DATASET EXTRACT -
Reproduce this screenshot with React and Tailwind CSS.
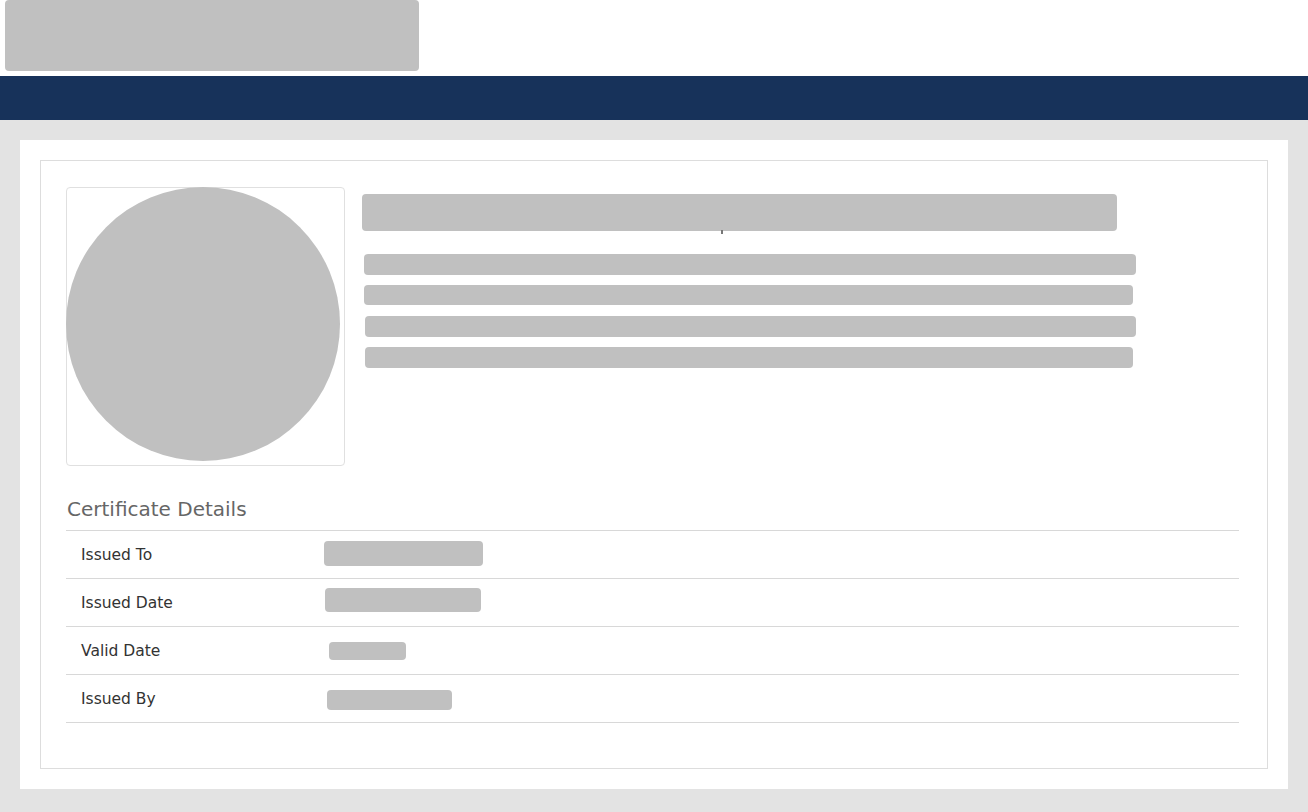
export default function App() {
  const rows = [
    { label: 'Issued To', bar: 'ml-[243px] w-[159px] h-[25px] mt-[-2px]' },
    { label: 'Issued Date', bar: 'ml-[244px] w-[156px] h-[24px] mt-[-6px]' },
    { label: 'Valid Date', bar: 'ml-[248px] w-[77px] h-[18px] mt-[0px]' },
    { label: 'Issued By', bar: 'ml-[246px] w-[125px] h-[20px] mt-[2px]' },
  ]

  return (
    <div className="min-h-[812px] bg-[#e3e3e3] font-['DejaVu_Sans',Verdana,sans-serif]">
      <header className="h-[76px] bg-white pl-[5px]">
        <div className="w-[414px] h-[71px] rounded bg-[#c0c0c0]" />
      </header>
      <nav className="h-[44px] bg-[#17325a]" />

      <main className="p-[20px]">
        <div className="bg-white p-[20px]">
          <div className="border border-[#dddddd] pt-[26px] pb-[45px] pl-[25px] pr-[28px]">
            {/* top section */}
            <div className="flex">
              <div className="w-[279px] h-[279px] shrink-0 border border-[#e0e0e0] rounded">
                <div className="-m-px w-[274px] h-[274px] rounded-full bg-[#c0c0c0]" />
              </div>
              <div className="flex-1 pl-[17px] pt-[7px]">
                <div className="relative w-[755px] h-[37px] rounded bg-[#c0c0c0]">
                  <span className="absolute left-[359px] top-[36px] w-[2px] h-[4px] bg-[#777]" />
                </div>
                <div className="mt-[23px] flex flex-col">
                  <div className="ml-[2px] w-[772px] h-[21px] rounded bg-[#c0c0c0]" />
                  <div className="ml-[2px] mt-[10px] w-[769px] h-[20px] rounded bg-[#c0c0c0]" />
                  <div className="ml-[3px] mt-[11px] w-[771px] h-[21px] rounded bg-[#c0c0c0]" />
                  <div className="ml-[3px] mt-[10px] w-[768px] h-[21px] rounded bg-[#c0c0c0]" />
                </div>
              </div>
            </div>

            {/* details */}
            <h3 className="mt-[30px] pl-[1px] text-[20px] leading-[26px] text-[#666666]">Certificate Details</h3>
            <div className="mt-[8px] border-t border-[#d8d8d8]">
              {rows.map(r => (
                <div key={r.label} className="h-[48px] border-b border-[#d8d8d8] flex items-center pl-[15px]">
                  <span className="w-[0px] pt-[2px] whitespace-nowrap text-[15.5px] text-[#333333]">{r.label}</span>
                  <div className={`rounded bg-[#c0c0c0] ${r.bar}`} />
                </div>
              ))}
            </div>
          </div>
        </div>
      </main>
    </div>
  )
}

EXERCISE PROMPT - Print the listing above in full, exactly as written. Omit any pictures.

RESULT OF THIS EXERCISE -
Reproduce this screenshot with React and Tailwind CSS.
export default function App() {
  const rows = [
    { label: 'Issued To', bar: 'ml-[243px] w-[159px] h-[25px] mt-[-2px]' },
    { label: 'Issued Date', bar: 'ml-[244px] w-[156px] h-[24px] mt-[-6px]' },
    { label: 'Valid Date', bar: 'ml-[248px] w-[77px] h-[18px] mt-[0px]' },
    { label: 'Issued By', bar: 'ml-[246px] w-[125px] h-[20px] mt-[2px]' },
  ]

  return (
    <div className="min-h-[812px] bg-[#e3e3e3] font-['DejaVu_Sans',Verdana,sans-serif]">
      <header className="h-[76px] bg-white pl-[5px]">
        <div className="w-[414px] h-[71px] rounded bg-[#c0c0c0]" />
      </header>
      <nav className="h-[44px] bg-[#17325a]" />

      <main className="p-[20px]">
        <div className="bg-white p-[20px]">
          <div className="border border-[#dddddd] pt-[26px] pb-[45px] pl-[25px] pr-[28px]">
            {/* top section */}
            <div className="flex">
              <div className="w-[279px] h-[279px] shrink-0 border border-[#e0e0e0] rounded">
                <div className="-m-px w-[274px] h-[274px] rounded-full bg-[#c0c0c0]" />
              </div>
              <div className="flex-1 pl-[17px] pt-[7px]">
                <div className="relative w-[755px] h-[37px] rounded bg-[#c0c0c0]">
                  <span className="absolute left-[359px] top-[36px] w-[2px] h-[4px] bg-[#777]" />
                </div>
                <div className="mt-[23px] flex flex-col">
                  <div className="ml-[2px] w-[772px] h-[21px] rounded bg-[#c0c0c0]" />
                  <div className="ml-[2px] mt-[10px] w-[769px] h-[20px] rounded bg-[#c0c0c0]" />
                  <div className="ml-[3px] mt-[11px] w-[771px] h-[21px] rounded bg-[#c0c0c0]" />
                  <div className="ml-[3px] mt-[10px] w-[768px] h-[21px] rounded bg-[#c0c0c0]" />
                </div>
              </div>
            </div>

            {/* details */}
            <h3 className="mt-[30px] pl-[1px] text-[20px] leading-[26px] text-[#666666]">Certificate Details</h3>
            <div className="mt-[8px] border-t border-[#d8d8d8]">
              {rows.map(r => (
                <div key={r.label} className="h-[48px] border-b border-[#d8d8d8] flex items-center pl-[15px]">
                  <span className="w-[0px] pt-[2px] whitespace-nowrap text-[15.5px] text-[#333333]">{r.label}</span>
                  <div className={`rounded bg-[#c0c0c0] ${r.bar}`} />
                </div>
              ))}
            </div>
          </div>
        </div>
      </main>
    </div>
  )
}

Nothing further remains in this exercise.